Temperature-dependent magnetization of NdCrO3 at a 0.01 T and b 0.5 T magnetic fields

M–H measurements of the NdCrO3 perovskite compound have been carried out at 5 K and 300 K shown in Fig. 8a, b, respectively. The hysteresis of NdCrO3 compound seems to be asymmetric, which corresponds to exchange bias field [32]. The broadening of hysteresis loop seems to be small and has very weak coercive field (Hc) and remanent magnetization (Mr) values.
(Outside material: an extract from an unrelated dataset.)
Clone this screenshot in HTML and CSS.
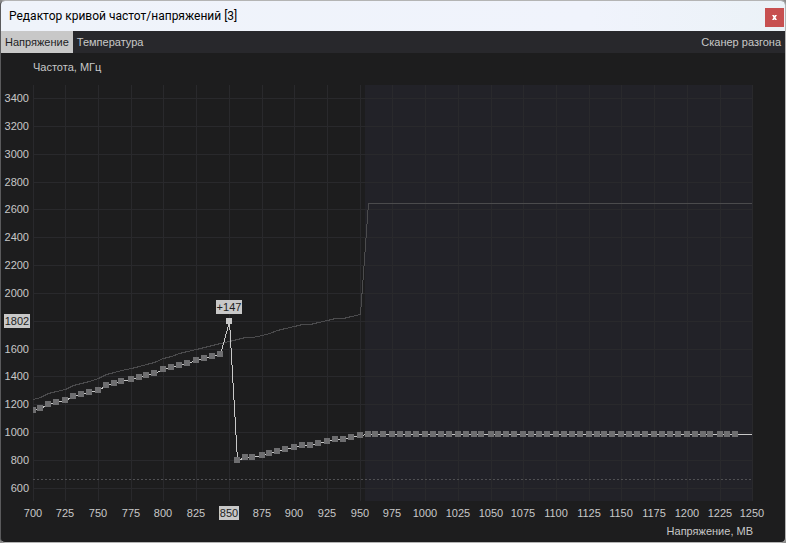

However, it has not shown saturation up to 0.5 T at 5 K and 300 K. The M–H loop of NdCrO3 nanoparticles shows the weak ferromagnetic nature at room temperature (300 K), and magnetization increases with decreasing the temperature from 300 K to 5 K. The weak ferromagnetic nature of the material increased with decreasing the temperature, due to the generation of residual moment by a canted spin structure of material [18]. The coercive field (Hc) and remanent magnetization (Mr) have been estimated and were found to be 0.112 T, 0.176 emu/g at 5 K and 0.003 T, 0.001 emu/g at 300 K, suggesting the weak ferromagnetic behaviour in the material [21, 33].

Figure 8
figure 8

M–H hysteresis loop of NdCrO3 perovskite at a 5 K and b 300 K temperatures

Conclusions

Sol–gel auto-combustion technique has been adapted to synthesize the NdCrO3 perovskite nanoparticles. The XRD pattern suggested that the sample is single-phase orthorhombic structure, which belongs to Pbnm symmetry. The average crystallite size was calculated and found to be 32 nm. Grains have uniformly distributed over the surface, and average grain size was estimated to be 80 nm. The frequency-dependent conductivity curve followed the Jonscher’s power law. The frequency- and temperature-dependent dielectric constant exhibited colossal dielectric constant value which is in the order of ε′ > 103, and is a mandatory condition for giant capacitors. The frequency-dependent dielectric constant has shown that the material is relaxor ferroelectric in nature and the ferroelectric transition temperature increased with the rise in frequency (i.e. 178 °C at 100 Hz and 225 °C at 1 MHz). M–T curves showed novel “diamagnetic-like behaviour in low temperature and low field region for the first time in NdCrO3. M–T curves exhibited two transitions at 223 K and 33 K. The transition TN1 is related to para to weak ferromagnetic, and the TN2 is due to Nd3+ spin ordering. M–H curve suggests that the material is a weak ferromagnetic.